110・・加圧ローラ、112・・定着フィルム、113・・加熱ヒータ、130・・ヒータホルダー

Claims (11)

  1. 回転可能な無端ベルトと、
    前記無端ベルトの内周面に接触するニップ部形成部材と、
    前記ニップ部形成部材を嵌め込むための溝部を備え、記録材搬送方向において前記ニップ部形成部材との間に上流側および下流側の隙間を形成して前記ニップ部形成部材を嵌め込んだ状態で前記無端ベルトの内周面と接触するように前記ニップ部形成部材を保持する保持部材と、
    前記無端ベルトを介して前記ニップ部形成部材と共に記録材を挟持搬送するニップ部を形成する対向部材と、
    を有し、記録材に形成された画像を前記ニップ部で記録材に定着する定着装置であって、
    記録材搬送領域における前記隙間に関し、
    上流側をGUc、下流側をGDc、前記GUcが形成される前記記録材搬送方向に交差する長手方向の長さをWGUc、前記GDcが形成される前記長手方向の長さをWGDcとするとき、
    GUc<GDc
    WGUc<WGDc
    を共に満足し、かつ、
    記録材非搬送領域における前記隙間に関し、
    上流側をGUe、下流側をGDe、前記GUeが形成される前記長手方向の長さをWGUe、前記GDeが形成される前記長手方向の長さをWGDeとするとき、
    GUe>GDe
    WGUe>WG
    を共に満足するように、前記保持部材が構成されることを特徴とする定着装置。
  2. 前記ニップ部形成部材は、前記長手方向に長い直方体形状であることを特徴とする請求項1に記載の定着装置。
  3. 前記ニップ部形成部材は発熱部材であり、前記無端ベルトは前記発熱部材により加熱されることを特徴とする請求項1または2に記載の定着装置。

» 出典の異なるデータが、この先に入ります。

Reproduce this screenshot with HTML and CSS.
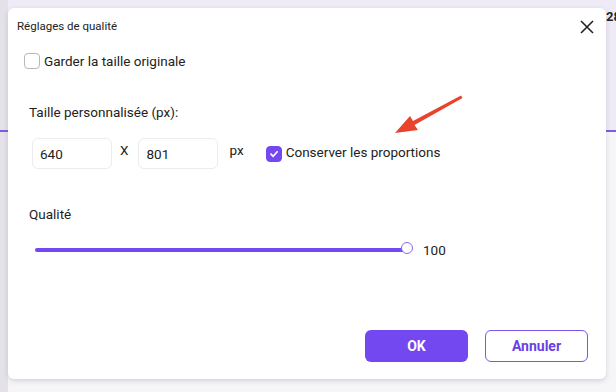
FILE: index.html
```html
<!DOCTYPE html>
<html>
<head>
<meta charset="utf-8">
<link rel="stylesheet" href="styles.css">
</head>
<body>
<div class="backdrop-num">28</div>
<div class="dialog">
  <div class="header">
    <span class="title">Réglages de qualité</span>
    <svg class="close" width="14" height="14" viewBox="0 0 14 14"><path d="M1 1L13 13M13 1L1 13" stroke="#222" stroke-width="1.6" fill="none"/></svg>
  </div>
  <label class="check-row">
    <span class="box"></span>
    <span>Garder la taille originale</span>
  </label>
  <div class="section-label">Taille personnalisée (px):</div>
  <div class="size-row">
    <div class="field">640</div>
    <span class="x">X</span>
    <div class="field">801</div>
    <span class="px">px</span>
    <span class="box checked"><svg width="10" height="10" viewBox="0 0 10 10"><path d="M2 5.2L4.2 7.3L8.2 2.8" stroke="#fff" stroke-width="1.7" fill="none" stroke-linecap="round" stroke-linejoin="round"/></svg></span>
    <span class="keep">Conserver les proportions</span>
  </div>
  <div class="section-label quality">Qualité</div>
  <div class="slider-row">
    <div class="track"><span class="thumb"></span></div>
    <span class="value">100</span>
  </div>
  <div class="actions">
    <button class="btn primary">OK</button>
    <button class="btn outline">Annuler</button>
  </div>
  <svg class="arrow" width="80" height="50" viewBox="0 0 80 50"><path d="M75 1.5 L27 27 L24 22 L9 39 L32 36 L28.5 31 L76.5 4 Z" fill="#e8432d"/></svg>
</div>
</body>
</html>
```
FILE: styles.css
```css
html, body { margin: 0; padding: 0; }
body {
  width: 616px;
  height: 392px;
  overflow: hidden;
  position: relative;
  font-family: Roboto, "Liberation Sans", sans-serif;
  color: #222;
  background:
    linear-gradient(to bottom, transparent 130px, #7d5ce0 130px, #7d5ce0 132px, transparent 132px),
    linear-gradient(to right, #e4e2e8 0, #e4e2e8 8px, transparent 8px),
    linear-gradient(to bottom, #eeeaf6 0, #eeeaf6 130px, #f6f6f8 132px, #f6f6f8 100%);
  padding: 8px 0 0 8px;
  box-sizing: border-box;
}
.backdrop-num {
  position: absolute;
  left: 606px;
  top: 9px;
  font-size: 13px;
  font-weight: bold;
  color: #222;
  white-space: nowrap;
}
.dialog {
  position: relative;
  width: 598px;
  height: 371px;
  background: #fff;
  border-radius: 6px;
  box-shadow: 0 2px 5px rgba(90, 80, 130, 0.22);
  box-sizing: border-box;
  padding: 0 0 0 9px;
}
.header {
  display: flex;
  align-items: center;
  justify-content: space-between;
  height: 34px;
  padding-right: 12px;
}
.title { font-size: 11.5px; margin-top: 1px; }
.close { margin-top: 4px; }
.check-row {
  display: flex;
  align-items: center;
  gap: 4px;
  margin-top: 11px;
  padding-left: 7px;
  font-size: 13.5px;
}
.box {
  width: 14px;
  height: 14px;
  border: 1px solid #b8b8b8;
  border-radius: 4px;
  display: inline-flex;
  align-items: center;
  justify-content: center;
  flex: none;
}
.box.checked {
  background: #7448f0;
  border-color: #7448f0;
  margin-left: 22px;
}
.section-label {
  font-size: 13.5px;
  padding-left: 12px;
  margin-top: 35px;
}
.size-row {
  display: flex;
  align-items: center;
  margin-top: 18px;
  padding-left: 15px;
  font-size: 13.5px;
}
.field {
  width: 80px;
  height: 31px;
  box-sizing: border-box;
  border: 1px solid #ececec;
  border-radius: 6px;
  padding-left: 7px;
  display: flex;
  align-items: center;
  font-size: 13.5px;
}
.x { margin: -8px 10px 0 8px; }
.px { margin: -8px 0 0 11px; }
.keep { margin-left: 4px; margin-top: -4px; }
.quality { margin-top: 37px; }
.slider-row {
  display: flex;
  align-items: center;
  margin-top: 20px;
  padding-left: 18px;
  font-size: 13.5px;
}
.track {
  position: relative;
  width: 372px;
  height: 4px;
  border-radius: 2px;
  background: #7448f0;
}
.thumb {
  position: absolute;
  right: -6px;
  top: -6px;
  width: 10px;
  height: 10px;
  border: 1.5px solid #8a68f2;
  border-radius: 50%;
  background: #fff;
}
.value { margin-left: 16px; }
.actions {
  display: flex;
  justify-content: flex-end;
  gap: 17px;
  margin-top: 72px;
  padding-right: 18px;
}
.btn {
  width: 103px;
  height: 32px;
  border-radius: 6px;
  font-family: Roboto, "Liberation Sans", sans-serif;
  font-weight: bold;
  font-size: 14px;
  cursor: pointer;
}
.primary { background: #7448f0; border: none; color: #fff; }
.outline { background: #fff; border: 1px solid #7a55ee; color: #6a40e6; }
.arrow {
  position: absolute;
  left: 378px;
  top: 86px;
}
```
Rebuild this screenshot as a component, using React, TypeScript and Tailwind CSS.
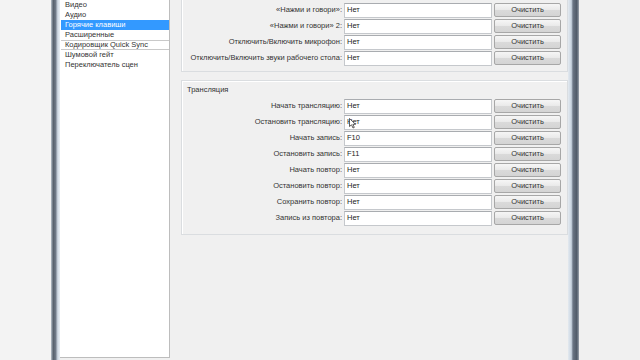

  4. 前記無端ベルトは発熱層を備える発熱ベルトであり、前記ニップ部形成部材は前記長手方向における前記発熱ベルトの温度むらを均熱化する均熱化部材であることを特徴とする請求項1または2に記載の定着装置。
  5. 前記発熱部材は、基材がセラミックから成るセラミックヒータであることを特徴とする請求項3に記載の定着装置。
  6. 前記溝部の最も狭い部分の間隔は、前記発熱部材が前記記録材を加熱するときよりも高温である状態における前記発熱部材の熱膨張時の前記記録材搬送方向の幅と前記保持部材の熱膨張量との和よりも広いことを特徴とする請求項3または5に記載の定着装置。
  7. 前記GDeはゼロであることを特徴とする請求項1乃至6のいずれか1項に記載の定着装置。
  8. 前記保持部材は、液晶ポリマーで形成されることを特徴とする請求項1乃至7のいずれか1項に記載の定着装置。
  9. 前記無端ベルトは、耐熱性樹脂で形成されることを特徴とする請求項1乃至8のいずれか1項に記載の定着装置。
  10. 前記対向部材は、加圧ローラであることを特徴とする請求項1乃至9のいずれか1項に記載の定着装置。
  11. 前記ニップ部を形成する圧接の力は100N以上であることを特徴とする請求項1乃至10のいずれか1項に記載の定着装置。